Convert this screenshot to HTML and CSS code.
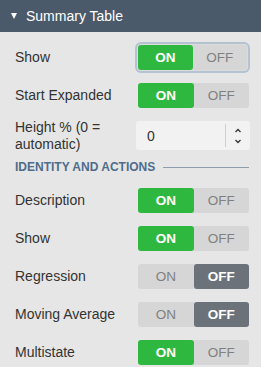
FILE: index.html
```html
<!DOCTYPE html>
<html lang="en">
<head>
    <meta charset="UTF-8">
    <title>Summary Table</title>
    <link rel="stylesheet" href="styles.css">
</head>
<body>
    <div class="panel">
        <div class="panel-head">
            <span class="caret"></span>
            <span>Summary Table</span>
        </div>

        <div class="panel-body">
            <div class="row">
                <div class="label">Show</div>
                <div class="toggle focused">
                    <span class="half on">ON</span>
                    <span class="half">OFF</span>
                </div>
            </div>

            <div class="row">
                <div class="label">Start Expanded</div>
                <div class="toggle">
                    <span class="half on">ON</span>
                    <span class="half">OFF</span>
                </div>
            </div>

            <div class="row tall">
                <div class="label">Height % (0 = automatic)</div>
                <div class="number">
                    <span class="value">0</span>
                    <span class="spin">
                        <svg width="8" height="18" viewBox="0 0 8 18">
                            <path d="M1.5 5 L4 2.5 L6.5 5" fill="none" stroke="#333" stroke-width="1.3"/>
                            <path d="M1.5 13 L4 15.5 L6.5 13" fill="none" stroke="#333" stroke-width="1.3"/>
                        </svg>
                    </span>
                </div>
            </div>

            <div class="section">
                <span class="section-title">IDENTITY AND ACTIONS</span>
                <span class="section-line"></span>
            </div>

            <div class="row">
                <div class="label">Description</div>
                <div class="toggle">
                    <span class="half on">ON</span>
                    <span class="half">OFF</span>
                </div>
            </div>

            <div class="row">
                <div class="label">Show</div>
                <div class="toggle">
                    <span class="half on">ON</span>
                    <span class="half">OFF</span>
                </div>
            </div>

            <div class="row">
                <div class="label">Regression</div>
                <div class="toggle">
                    <span class="half">ON</span>
                    <span class="half off">OFF</span>
                </div>
            </div>

            <div class="row">
                <div class="label">Moving Average</div>
                <div class="toggle">
                    <span class="half">ON</span>
                    <span class="half off">OFF</span>
                </div>
            </div>

            <div class="row">
                <div class="label">Multistate</div>
                <div class="toggle">
                    <span class="half on">ON</span>
                    <span class="half">OFF</span>
                </div>
            </div>
        </div>
    </div>
</body>
</html>
```

FILE: styles.css
```css
body {
    margin: 0;
    background: #e6e6e6;
    font-family: "Liberation Sans", Arial, sans-serif;
    color: #333;
}

.panel-head {
    height: 32px;
    display: flex;
    align-items: center;
    padding-left: 11px;
    background: #4b5a6b;
    color: #fff;
    font-size: 14px;
}

.caret {
    width: 0;
    height: 0;
    border-left: 3.5px solid transparent;
    border-right: 3.5px solid transparent;
    border-top: 6px solid #fff;
    margin-right: 9px;
}

.panel-body {
    padding: 6px 12px 0 15px;
}

.row {
    height: 38px;
    display: flex;
    align-items: center;
}

.row.tall {
    height: 43px;
}

.label {
    flex: 1;
    font-size: 14px;
    line-height: 17px;
    padding-right: 8px;
}

.toggle {
    width: 111px;
    height: 25px;
    display: flex;
    background: #d6d6d6;
    border-radius: 3px;
}

.toggle.focused {
    width: 109px;
    margin-right: 2px;
    box-shadow: 0 0 0 1px #dcdcdc, 0 0 0 3px #b3c3d2;
}

.half {
    flex: 1;
    display: flex;
    align-items: center;
    justify-content: center;
    font-size: 13.5px;
    color: #808080;
    border-radius: 3px;
}

.half.on {
    background: #2fb83f;
    color: #fff;
    font-weight: bold;
}

.half.off {
    background: #6b7279;
    color: #fff;
    font-weight: bold;
}

.number {
    width: 114px;
    height: 29px;
    margin-right: -1px;
    margin-left: -2px;
    display: flex;
    background: #f2f2f2;
    border-radius: 3px;
}

.value {
    flex: 1;
    display: flex;
    align-items: center;
    padding-left: 11px;
    font-size: 14px;
}

.spin {
    width: 24px;
    display: flex;
    align-items: center;
    justify-content: center;
    border-left: 1px solid #cfcfcf;
    margin: 3px 0;
}

.section {
    height: 20px;
    display: flex;
    align-items: center;
    margin-bottom: 4px;
}

.section-title {
    font-size: 12px;
    font-weight: bold;
    color: #4e6d8b;
    margin-right: 8px;
}

.section-line {
    flex: 1;
    height: 1px;
    background: #8e9dab;
}
```
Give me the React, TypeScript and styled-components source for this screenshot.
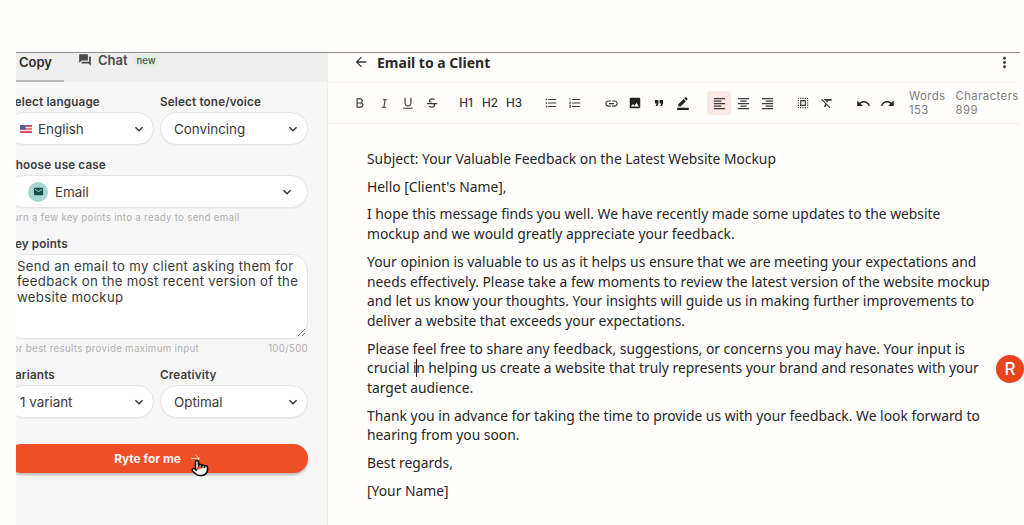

════════════════

◆ **Prompt**
Working from the material above, transcribe it exactly while omitting pictures.

◆ **The completed task**
Convert this screenshot to HTML and CSS code.
FILE: index.html
```html
<!DOCTYPE html>
<html lang="en">
<head>
    <meta charset="UTF-8">
    <title>Summary Table</title>
    <link rel="stylesheet" href="styles.css">
</head>
<body>
    <div class="panel">
        <div class="panel-head">
            <span class="caret"></span>
            <span>Summary Table</span>
        </div>

        <div class="panel-body">
            <div class="row">
                <div class="label">Show</div>
                <div class="toggle focused">
                    <span class="half on">ON</span>
                    <span class="half">OFF</span>
                </div>
            </div>

            <div class="row">
                <div class="label">Start Expanded</div>
                <div class="toggle">
                    <span class="half on">ON</span>
                    <span class="half">OFF</span>
                </div>
            </div>

            <div class="row tall">
                <div class="label">Height % (0 = automatic)</div>
                <div class="number">
                    <span class="value">0</span>
                    <span class="spin">
                        <svg width="8" height="18" viewBox="0 0 8 18">
                            <path d="M1.5 5 L4 2.5 L6.5 5" fill="none" stroke="#333" stroke-width="1.3"/>
                            <path d="M1.5 13 L4 15.5 L6.5 13" fill="none" stroke="#333" stroke-width="1.3"/>
                        </svg>
                    </span>
                </div>
            </div>

            <div class="section">
                <span class="section-title">IDENTITY AND ACTIONS</span>
                <span class="section-line"></span>
            </div>

            <div class="row">
                <div class="label">Description</div>
                <div class="toggle">
                    <span class="half on">ON</span>
                    <span class="half">OFF</span>
                </div>
            </div>

            <div class="row">
                <div class="label">Show</div>
                <div class="toggle">
                    <span class="half on">ON</span>
                    <span class="half">OFF</span>
                </div>
            </div>

            <div class="row">
                <div class="label">Regression</div>
                <div class="toggle">
                    <span class="half">ON</span>
                    <span class="half off">OFF</span>
                </div>
            </div>

            <div class="row">
                <div class="label">Moving Average</div>
                <div class="toggle">
                    <span class="half">ON</span>
                    <span class="half off">OFF</span>
                </div>
            </div>

            <div class="row">
                <div class="label">Multistate</div>
                <div class="toggle">
                    <span class="half on">ON</span>
                    <span class="half">OFF</span>
                </div>
            </div>
        </div>
    </div>
</body>
</html>
```

FILE: styles.css
```css
body {
    margin: 0;
    background: #e6e6e6;
    font-family: "Liberation Sans", Arial, sans-serif;
    color: #333;
}

.panel-head {
    height: 32px;
    display: flex;
    align-items: center;
    padding-left: 11px;
    background: #4b5a6b;
    color: #fff;
    font-size: 14px;
}

.caret {
    width: 0;
    height: 0;
    border-left: 3.5px solid transparent;
    border-right: 3.5px solid transparent;
    border-top: 6px solid #fff;
    margin-right: 9px;
}

.panel-body {
    padding: 6px 12px 0 15px;
}

.row {
    height: 38px;
    display: flex;
    align-items: center;
}

.row.tall {
    height: 43px;
}

.label {
    flex: 1;
    font-size: 14px;
    line-height: 17px;
    padding-right: 8px;
}

.toggle {
    width: 111px;
    height: 25px;
    display: flex;
    background: #d6d6d6;
    border-radius: 3px;
}

.toggle.focused {
    width: 109px;
    margin-right: 2px;
    box-shadow: 0 0 0 1px #dcdcdc, 0 0 0 3px #b3c3d2;
}

.half {
    flex: 1;
    display: flex;
    align-items: center;
    justify-content: center;
    font-size: 13.5px;
    color: #808080;
    border-radius: 3px;
}

.half.on {
    background: #2fb83f;
    color: #fff;
    font-weight: bold;
}

.half.off {
    background: #6b7279;
    color: #fff;
    font-weight: bold;
}

.number {
    width: 114px;
    height: 29px;
    margin-right: -1px;
    margin-left: -2px;
    display: flex;
    background: #f2f2f2;
    border-radius: 3px;
}

.value {
    flex: 1;
    display: flex;
    align-items: center;
    padding-left: 11px;
    font-size: 14px;
}

.spin {
    width: 24px;
    display: flex;
    align-items: center;
    justify-content: center;
    border-left: 1px solid #cfcfcf;
    margin: 3px 0;
}

.section {
    height: 20px;
    display: flex;
    align-items: center;
    margin-bottom: 4px;
}

.section-title {
    font-size: 12px;
    font-weight: bold;
    color: #4e6d8b;
    margin-right: 8px;
}

.section-line {
    flex: 1;
    height: 1px;
    background: #8e9dab;
}
```
Give me the React, TypeScript and styled-components source for this screenshot.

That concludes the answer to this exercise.